— start RECORDED INFORMATION —
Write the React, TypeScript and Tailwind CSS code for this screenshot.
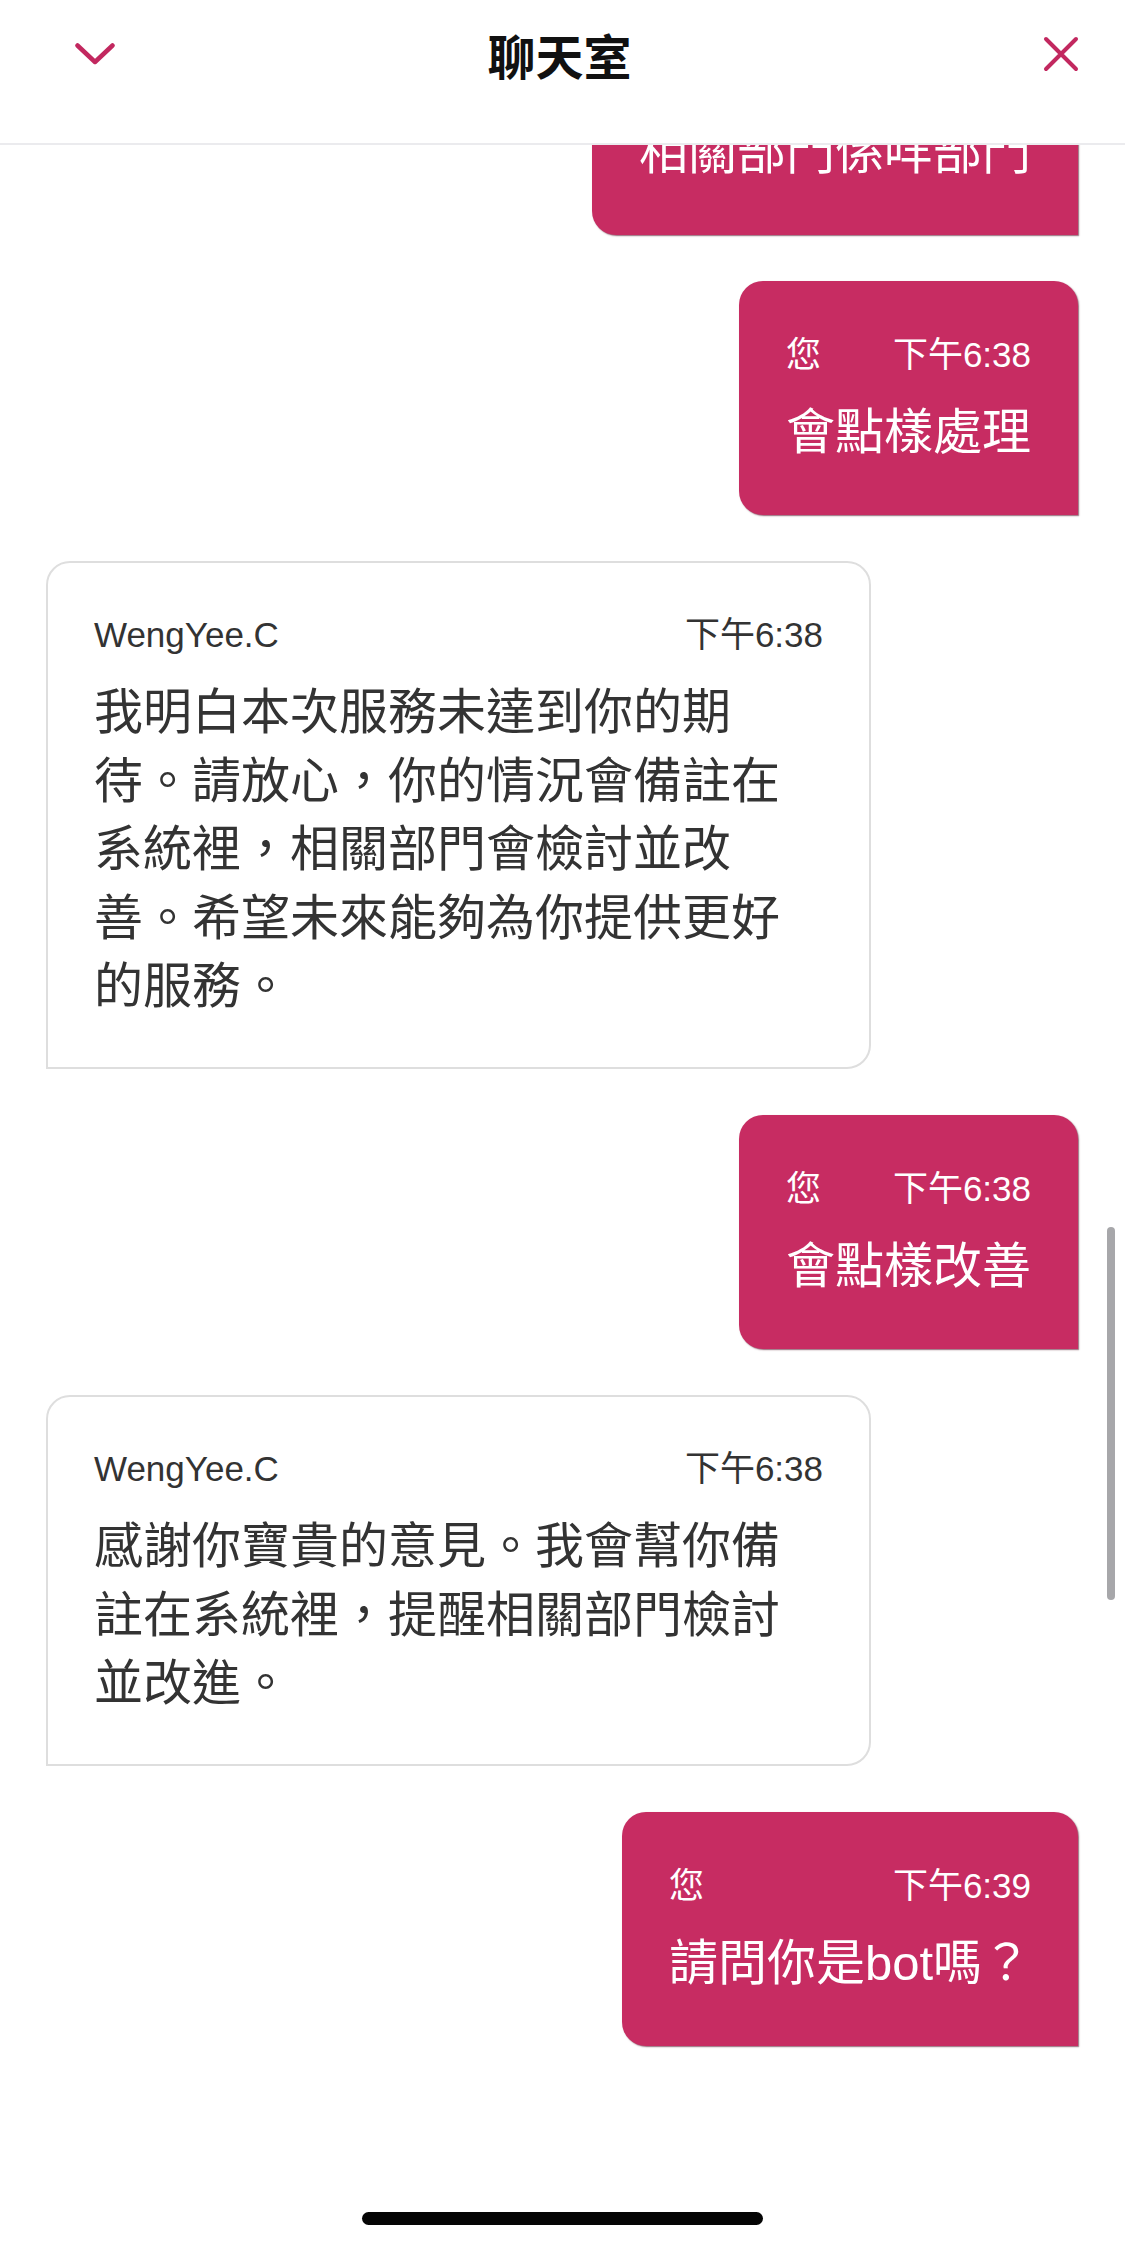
import React from "react";

type Msg = { from: "me" | "bot"; time: string; text: string };

const messages: Msg[] = [
  { from: "me", time: "下午6:38", text: "相關部門係咩部門" },
  { from: "me", time: "下午6:38", text: "會點樣處理" },
  {
    from: "bot",
    time: "下午6:38",
    text: "我明白本次服務未達到你的期待。請放心，你的情況會備註在系統裡，相關部門會檢討並改善。希望未來能夠為你提供更好的服務。",
  },
  { from: "me", time: "下午6:38", text: "會點樣改善" },
  {
    from: "bot",
    time: "下午6:38",
    text: "感謝你寶貴的意見。我會幫你備註在系統裡，提醒相關部門檢討並改進。",
  },
  { from: "me", time: "下午6:39", text: "請問你是bot嗎？" },
];

function UserBubble({ time, text, first }: { time: string; text: string; first?: boolean }) {
  return (
    <div className={first ? "flex justify-end -mt-[144px]" : "flex justify-end"}>
      <div className="flex flex-col rounded-[24px] rounded-br-none bg-[#c72c62] px-[47px] pt-[52px] pb-[48px] text-white shadow-[1px_1px_1.5px_rgba(70,0,25,0.6)]">
        {first ? (
          // meta row of this one is scrolled away under the header
          <div className="h-[44px]" />
        ) : (
          <div className="flex justify-between text-[35px] leading-[44px]">
            <span>您</span>
            <span>{time}</span>
          </div>
        )}
        <div className="mt-[21px] text-[49px] leading-[68.5px]">{text}</div>
      </div>
    </div>
  );
}

function BotBubble({ time, text }: { time: string; text: string }) {
  return (
    <div className="flex justify-start">
      <div className="w-[825px] rounded-[24px] rounded-bl-none border-2 border-[#dedede] bg-white px-[46px] pt-[50px] pb-[46px] text-[#333]">
        <div className="flex justify-between text-[35px] leading-[44px]">
          <span>WengYee.C</span>
          <span>{time}</span>
        </div>
        <div className="mt-[21px] text-[49px] leading-[68.5px]">{text}</div>
      </div>
    </div>
  );
}

export default function App() {
  return (
    <div className="relative flex h-[2250px] w-[1125px] flex-col overflow-hidden bg-white font-['Liberation_Sans','Noto_Sans_CJK_TC',sans-serif]">
      <header className="relative z-10 h-[145px] shrink-0 border-b-2 border-[#ebebee] bg-white">
        <div className="flex h-[108px] items-center">
          <div className="flex w-[160px] items-center pl-[75px]">
            <button className="flex h-[40px] w-[40px] items-center">
              <svg width="40" height="22" viewBox="0 0 40 22" fill="none">
                <polyline
                  points="2.5,2.5 20,19 37.5,2.5"
                  stroke="#c2285f"
                  strokeWidth="4.5"
                  strokeLinecap="round"
                  strokeLinejoin="round"
                />
              </svg>
            </button>
          </div>
          <h1 className="flex-1 text-center text-[48px] font-bold leading-none text-[#111] font-['Noto_Sans_CJK_TC',sans-serif] -translate-x-[3px]">
            聊天室
          </h1>
          <div className="flex w-[160px] items-center justify-end pr-[46px]">
            <button className="flex h-[36px] w-[36px] items-center justify-center">
              <svg width="36" height="36" viewBox="0 0 36 36" fill="none">
                <path d="M3 3L33 33M33 3L3 33" stroke="#c2285f" strokeWidth="4" strokeLinecap="round" />
              </svg>
            </button>
          </div>
        </div>
      </header>

      <main className="relative flex-1 overflow-hidden">
        <div className="flex flex-col gap-[46.5px] pl-[46px] pr-[47px]">
          {messages.map((m, i) =>
            m.from === "me" ? (
              <UserBubble key={i} time={m.time} text={m.text} first={i === 0} />
            ) : (
              <BotBubble key={i} time={m.time} text={m.text} />
            )
          )}
        </div>
      </main>

      {/* scroll indicator */}
      <div className="absolute left-[1107px] top-[1227px] h-[373px] w-[8px] rounded-full bg-[#a7a7aa]" />
      {/* home indicator */}
      <div className="absolute bottom-[25px] left-[362px] h-[13px] w-[401px] rounded-full bg-[#050505]" />
    </div>
  );
}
— end RECORDED INFORMATION —
WHAT YOU SHOULD DO: Restate the full listing verbatim and drop every picture.

SOLUTION FOR THIS PROBLEM:
Write the React, TypeScript and Tailwind CSS code for this screenshot.
import React from "react";

type Msg = { from: "me" | "bot"; time: string; text: string };

const messages: Msg[] = [
  { from: "me", time: "下午6:38", text: "相關部門係咩部門" },
  { from: "me", time: "下午6:38", text: "會點樣處理" },
  {
    from: "bot",
    time: "下午6:38",
    text: "我明白本次服務未達到你的期待。請放心，你的情況會備註在系統裡，相關部門會檢討並改善。希望未來能夠為你提供更好的服務。",
  },
  { from: "me", time: "下午6:38", text: "會點樣改善" },
  {
    from: "bot",
    time: "下午6:38",
    text: "感謝你寶貴的意見。我會幫你備註在系統裡，提醒相關部門檢討並改進。",
  },
  { from: "me", time: "下午6:39", text: "請問你是bot嗎？" },
];

function UserBubble({ time, text, first }: { time: string; text: string; first?: boolean }) {
  return (
    <div className={first ? "flex justify-end -mt-[144px]" : "flex justify-end"}>
      <div className="flex flex-col rounded-[24px] rounded-br-none bg-[#c72c62] px-[47px] pt-[52px] pb-[48px] text-white shadow-[1px_1px_1.5px_rgba(70,0,25,0.6)]">
        {first ? (
          // meta row of this one is scrolled away under the header
          <div className="h-[44px]" />
        ) : (
          <div className="flex justify-between text-[35px] leading-[44px]">
            <span>您</span>
            <span>{time}</span>
          </div>
        )}
        <div className="mt-[21px] text-[49px] leading-[68.5px]">{text}</div>
      </div>
    </div>
  );
}

function BotBubble({ time, text }: { time: string; text: string }) {
  return (
    <div className="flex justify-start">
      <div className="w-[825px] rounded-[24px] rounded-bl-none border-2 border-[#dedede] bg-white px-[46px] pt-[50px] pb-[46px] text-[#333]">
        <div className="flex justify-between text-[35px] leading-[44px]">
          <span>WengYee.C</span>
          <span>{time}</span>
        </div>
        <div className="mt-[21px] text-[49px] leading-[68.5px]">{text}</div>
      </div>
    </div>
  );
}

export default function App() {
  return (
    <div className="relative flex h-[2250px] w-[1125px] flex-col overflow-hidden bg-white font-['Liberation_Sans','Noto_Sans_CJK_TC',sans-serif]">
      <header className="relative z-10 h-[145px] shrink-0 border-b-2 border-[#ebebee] bg-white">
        <div className="flex h-[108px] items-center">
          <div className="flex w-[160px] items-center pl-[75px]">
            <button className="flex h-[40px] w-[40px] items-center">
              <svg width="40" height="22" viewBox="0 0 40 22" fill="none">
                <polyline
                  points="2.5,2.5 20,19 37.5,2.5"
                  stroke="#c2285f"
                  strokeWidth="4.5"
                  strokeLinecap="round"
                  strokeLinejoin="round"
                />
              </svg>
            </button>
          </div>
          <h1 className="flex-1 text-center text-[48px] font-bold leading-none text-[#111] font-['Noto_Sans_CJK_TC',sans-serif] -translate-x-[3px]">
            聊天室
          </h1>
          <div className="flex w-[160px] items-center justify-end pr-[46px]">
            <button className="flex h-[36px] w-[36px] items-center justify-center">
              <svg width="36" height="36" viewBox="0 0 36 36" fill="none">
                <path d="M3 3L33 33M33 3L3 33" stroke="#c2285f" strokeWidth="4" strokeLinecap="round" />
              </svg>
            </button>
          </div>
        </div>
      </header>

      <main className="relative flex-1 overflow-hidden">
        <div className="flex flex-col gap-[46.5px] pl-[46px] pr-[47px]">
          {messages.map((m, i) =>
            m.from === "me" ? (
              <UserBubble key={i} time={m.time} text={m.text} first={i === 0} />
            ) : (
              <BotBubble key={i} time={m.time} text={m.text} />
            )
          )}
        </div>
      </main>

      {/* scroll indicator */}
      <div className="absolute left-[1107px] top-[1227px] h-[373px] w-[8px] rounded-full bg-[#a7a7aa]" />
      {/* home indicator */}
      <div className="absolute bottom-[25px] left-[362px] h-[13px] w-[401px] rounded-full bg-[#050505]" />
    </div>
  );
}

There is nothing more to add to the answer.